The Real McCain

I hate to keep doing this, because I think it’s unfair to Barack Obama, but I can’t help it. I keep seeing, in this campaign, shades of the 1992 Bush/Quayle-Clinton/Gore matchup.

In the last month of the ’92 campaign, with a sluggish economy controlling the debate, the Republican candidate was falling behind in the polls. George H.W. Bush, aghast at the prospect of being forever branded “one-term president,” began leaking bile. Behind in the polls, Mr. Bush was advised to “go negative” and try to tear down his rivals. To his misfortune, Mr. Bush’s master of negative campaigning, Lee Atwater, had died of a brain tumor the year before, after apologizing to the many people he’d smeared in his career.

Absent the coaching of a professional mudslinger, Mr. Bush was reduced to referring to Bill Clinton and Al Gore as “bozo and the ozone man.” He sounded weak and hapless and Clinton/Gore won with 100 electoral votes to spare.

Now it’s John McCain’s turn to sound like an angry, impotent old man as he watches Mr. Obama and Joe Biden widen a lead in the polls. Americans today wish we could describe our economy as “sluggish,” rather than “catastrophic.” Senior citizens, who should be part of Mr. McCain’s base, are watching their IRA/401k nest eggs disappear overnight. So much for getting Florida in the GOP column.

I’ll say this for the elder Mr. Bush: at his worst, his bilious name-calling never fell to the despicable level we’ve heard at McCain/Palin rallies in the past week. Accusations of treason, terrorism, veiled race baiting and now the veil has begun to slip as Mr. McCain’s supporters begin to call for lynching.

This is ugly stuff, unworthy of any American, much less a senator and a governor. While we can’t hold the candidates accountable for everything that gets shouted from the crowd at their rallies, the silence from the campaign in response to those shouts has been terrible to behold.

I suppose we shouldn’t be surprised. Last year, when it was expected Hillary Clinton would be the Democratic nominee, a stupid old lady asked John McCain to his face, “How do we beat the bitch?” His response was a snicker rather than a remonstrance for what was clearly and out of line comment.
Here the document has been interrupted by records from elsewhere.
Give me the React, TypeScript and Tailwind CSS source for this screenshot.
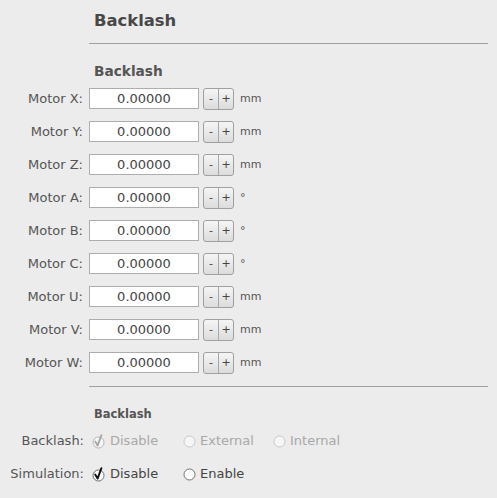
import React from "react";

const motors: [string, string][] = [
  ["X", "mm"],
  ["Y", "mm"],
  ["Z", "mm"],
  ["A", "°"],
  ["B", "°"],
  ["C", "°"],
  ["U", "mm"],
  ["V", "mm"],
  ["W", "mm"],
];

function CheckCircle({ disabled }: { disabled?: boolean }) {
  const stroke = disabled ? "#b4b4b4" : "#6a6a6a";
  const check = disabled ? "#a8a8a8" : "#111111";
  return (
    <svg width="14" height="16" viewBox="0 0 14 16" className="shrink-0">
      <circle cx="6.5" cy="9.5" r="5.5" fill={disabled ? "#f6f6f6" : "#ffffff"} stroke={stroke} strokeWidth="1" />
      <path d="M3.2 8.6 L5.6 12.6 L9.4 2.2" fill="none" stroke={check} strokeWidth="1.9" strokeLinecap="round" strokeLinejoin="round" />
    </svg>
  );
}

function Radio({ disabled }: { disabled?: boolean }) {
  return (
    <svg width="13" height="13" viewBox="0 0 13 13" className="shrink-0">
      <circle cx="6.5" cy="6.5" r="5.5" fill={disabled ? "#f6f6f6" : "#ffffff"} stroke={disabled ? "#c8c8c8" : "#6e6e6e"} strokeWidth="1" />
    </svg>
  );
}

export default function App() {
  return (
    <div
      className="w-[497px] h-[498px] overflow-hidden bg-[#ececec] text-[#555]"
      style={{ fontFamily: '"DejaVu Sans", Verdana, sans-serif' }}
    >
      <div className="pl-[94px] pt-[10px] h-[43px] text-[16.4px] font-bold text-[#484848] leading-[22px]">Backlash</div>
      <div className="ml-[89px] w-[399px] border-t border-[#a0a0a0]"></div>
      <div className="pl-[94px] pt-[18px] h-[44px] text-[13.7px] font-bold text-[#555] leading-[18px]">Backlash</div>
      <div className="flex flex-col gap-[12px]">
        {motors.map(([m, unit]) => (
          <div key={m} className="flex items-center h-[21px]">
            <div className="w-[84px] text-right text-[13px] leading-[21px] pr-[1px]">Motor {m}:</div>
            <div className="ml-[5px] w-[110px] h-[21px] bg-white border border-[#adadad] text-center text-[13px] leading-[19px] text-[#444]">
              0.00000
            </div>
            <div className="ml-[4px] flex h-[22px] w-[31px] rounded-[3px] border border-[#a0a0a0] bg-gradient-to-b from-[#f5f5f5] to-[#dcdcdc] text-[11px] text-[#444] leading-[20px]">
              <div className="flex-1 text-center border-r border-[#a8a8a8]">-</div>
              <div className="flex-1 text-center">+</div>
            </div>
            <div className="ml-[6px] pt-[2px] text-[11px] text-[#555]">{unit}</div>
          </div>
        ))}
      </div>
      <div className="mt-[13px] ml-[89px] w-[399px] border-t border-[#a0a0a0]"></div>
      <div className="pl-[94px] pt-[19px] h-[44px] text-[11.5px] font-bold text-[#555] leading-[16px]">Backlash</div>
      <div className="flex items-center h-[20px] text-[13px]">
        <div className="w-[84px] text-right">Backlash:</div>
        <div className="ml-[8px] w-[91px] flex items-center gap-[4px] text-[#a8a8a8]">
          <CheckCircle disabled />
          <span>Disable</span>
        </div>
        <div className="w-[90px] flex items-center gap-[4px] text-[#a8a8a8]">
          <Radio disabled />
          <span>External</span>
        </div>
        <div className="flex items-center gap-[4px] text-[#a8a8a8]">
          <Radio disabled />
          <span>Internal</span>
        </div>
      </div>
      <div className="mt-[13px] flex items-center h-[20px] text-[13px]">
        <div className="w-[84px] text-right">Simulation:</div>
        <div className="ml-[8px] w-[91px] flex items-center gap-[4px] text-[#444]">
          <CheckCircle />
          <span>Disable</span>
        </div>
        <div className="flex items-center gap-[4px] text-[#444]">
          <Radio />
          <span>Enable</span>
        </div>
      </div>
    </div>
  );
}
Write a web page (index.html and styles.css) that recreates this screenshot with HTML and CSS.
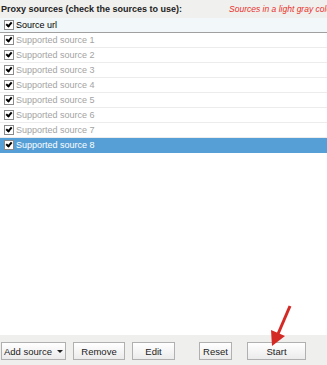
FILE: index.html
```html
<!DOCTYPE html>
<html lang="en">
<head>
    <meta charset="UTF-8">
    <title>Proxy sources</title>
    <link rel="stylesheet" href="styles.css">
</head>
<body>
    <div class="panel">
        <!-- Title bar -->
        <div class="title-bar">
            <span class="title">Proxy sources (check the sources to use):</span>
            <span class="note">Sources in a light gray color are supported sources</span>
        </div>

        <!-- Source list -->
        <div class="list">
            <div class="row head"><span class="check"></span>Source url</div>
            <div class="row muted"><span class="check"></span>Supported source 1</div>
            <div class="row muted"><span class="check"></span>Supported source 2</div>
            <div class="row muted"><span class="check"></span>Supported source 3</div>
            <div class="row muted"><span class="check"></span>Supported source 4</div>
            <div class="row muted"><span class="check"></span>Supported source 5</div>
            <div class="row muted"><span class="check"></span>Supported source 6</div>
            <div class="row muted"><span class="check"></span>Supported source 7</div>
            <div class="row selected"><span class="check"></span>Supported source 8</div>
        </div>

        <!-- Toolbar -->
        <div class="toolbar">
            <button class="btn add">Add source <span class="caret"></span></button>
            <button class="btn remove">Remove</button>
            <button class="btn edit">Edit</button>
            <button class="btn reset">Reset</button>
            <button class="btn start">Start</button>
        </div>

        <svg class="arrow" width="40" height="50" viewBox="0 0 40 50">
            <line x1="28" y1="2" x2="16" y2="30" stroke="#d42a25" stroke-width="3"/>
            <polygon points="9,26 23,32 10,42" fill="#d42a25"/>
        </svg>
    </div>
</body>
</html>
```

FILE: styles.css
```css
html, body {
    margin: 0;
    padding: 0;
}

body {
    font-family: "Liberation Sans", Arial, sans-serif;
    font-size: 9px;
    background-color: #ffffff;
}

.panel {
    position: relative;
    width: 327px;
    height: 365px;
    display: flex;
    flex-direction: column;
    overflow: hidden;
}

.title-bar {
    height: 18px;
    background-color: #f0f0ee;
    display: flex;
    align-items: center;
    padding-left: 1px;
    white-space: nowrap;
    overflow: hidden;
}

.title {
    font-weight: bold;
    font-size: 9px;
    color: #222;
}

.note {
    margin-left: 47px;
    color: #e8302a;
    font-style: italic;
    font-size: 8.5px;
}

.list {
    flex: 1;
    background-color: #ffffff;
}

.row {
    height: 14px;
    border-bottom: 1px solid #ececec;
    display: flex;
    align-items: center;
    padding-left: 4px;
    font-size: 9px;
    color: #000;
}

.row.head {
    background-color: #f2f7fa;
    border-bottom: 1px solid #a0a0a0;
}

.row.muted {
    color: #a3a3a3;
}

.row.selected {
    background-color: #569fd6;
    color: #ffffff;
    border-bottom-color: #569fd6;
}

.check {
    width: 8px;
    height: 8px;
    border: 1px solid #8a8a8a;
    background: #fff;
    margin-right: 2px;
    position: relative;
}

.check::after {
    content: "";
    position: absolute;
    left: 2px;
    top: 0px;
    width: 2px;
    height: 4px;
    border: solid #000;
    border-width: 0 2px 2px 0;
    transform: rotate(40deg);
}

.toolbar {
    height: 30px;
    background-color: #efefed;
    display: flex;
    align-items: center;
    padding-left: 1px;
    padding-top: 2px;
    box-sizing: border-box;
}

.btn {
    height: 18px;
    padding: 0;
    border: 1px solid #b0b0b0;
    background: linear-gradient(#ffffff, #ecebeb);
    font-family: "Liberation Sans", Arial, sans-serif;
    font-size: 9.5px;
    color: #222;
    display: flex;
    align-items: center;
    justify-content: center;
}

.add {
    width: 65px;
}

.caret {
    display: inline-block;
    margin-left: 5px;
    border-left: 3px solid transparent;
    border-right: 3px solid transparent;
    border-top: 3px solid #222;
}

.remove {
    width: 52px;
    margin-left: 7px;
}

.edit {
    width: 43px;
    margin-left: 7px;
}

.reset {
    width: 33px;
    margin-left: 24px;
}

.start {
    width: 59px;
    margin-left: 15px;
}

.arrow {
    position: absolute;
    left: 262px;
    top: 304px;
}
```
He then called it an “excellent question” and addressed his chances of beating Sen. Clinton.

In his autobiography, Mr. McCain portrays himself as a selfish and shallow youth who learned the meaning of duty an honor during five and a half years in a prisoner-of-war camp.

In the 1980s, now a U.S. senator, Mr. McCain abused the power of his office to aid a corrupt savings-and-loan operator who showered the McCain family with gifts, contributions and get-rich(er)-quick investment deals. Reprimanded by the Senate, Mr. McCain professed to have learned his lesson and had become a better man.

In the 2000 Republican primary, Mr. McCain was subjected to Lee Atwater-style gutter politics, at the hands of George W. Bush and Karl Rove. Trying to stay alive in South Carolina, he endorsed the flying of the Confederate flag on the statehouse grounds. Later, he said he regretted that position. He said he’d learned a lesson and was now a better man.

That was then, this is now. Mr. McCain hired one of Karl Rove’s acolytes – Steve Schmidt – to run his campaign. Immediately after Mr. Schmidt came aboard, things began to get nasty and have gotten nastier with each passing week. Mr. McCain, to what little credit can be accorded him, at least seems to wince as he delivers his venom. Sarah Palin, the self-described “pit bull,” winks when she does it.

Barack Obama, for his part, is doing his best to ignore this. The general campaign seems not only like the ’92 contest, but eerily like this year’s Democratic primary, when he slowly pulled away from Ms. Clinton, as she (and the former president) sank to depths unworthy of them.

Soon this will be over and two of the three senators (Ms. Clinton and one other) will have to walk back into their chamber and begin their post-campaign careers. I hope the losing senators will have learned something from the experience. I hope they will become better people. I wish I could believe it.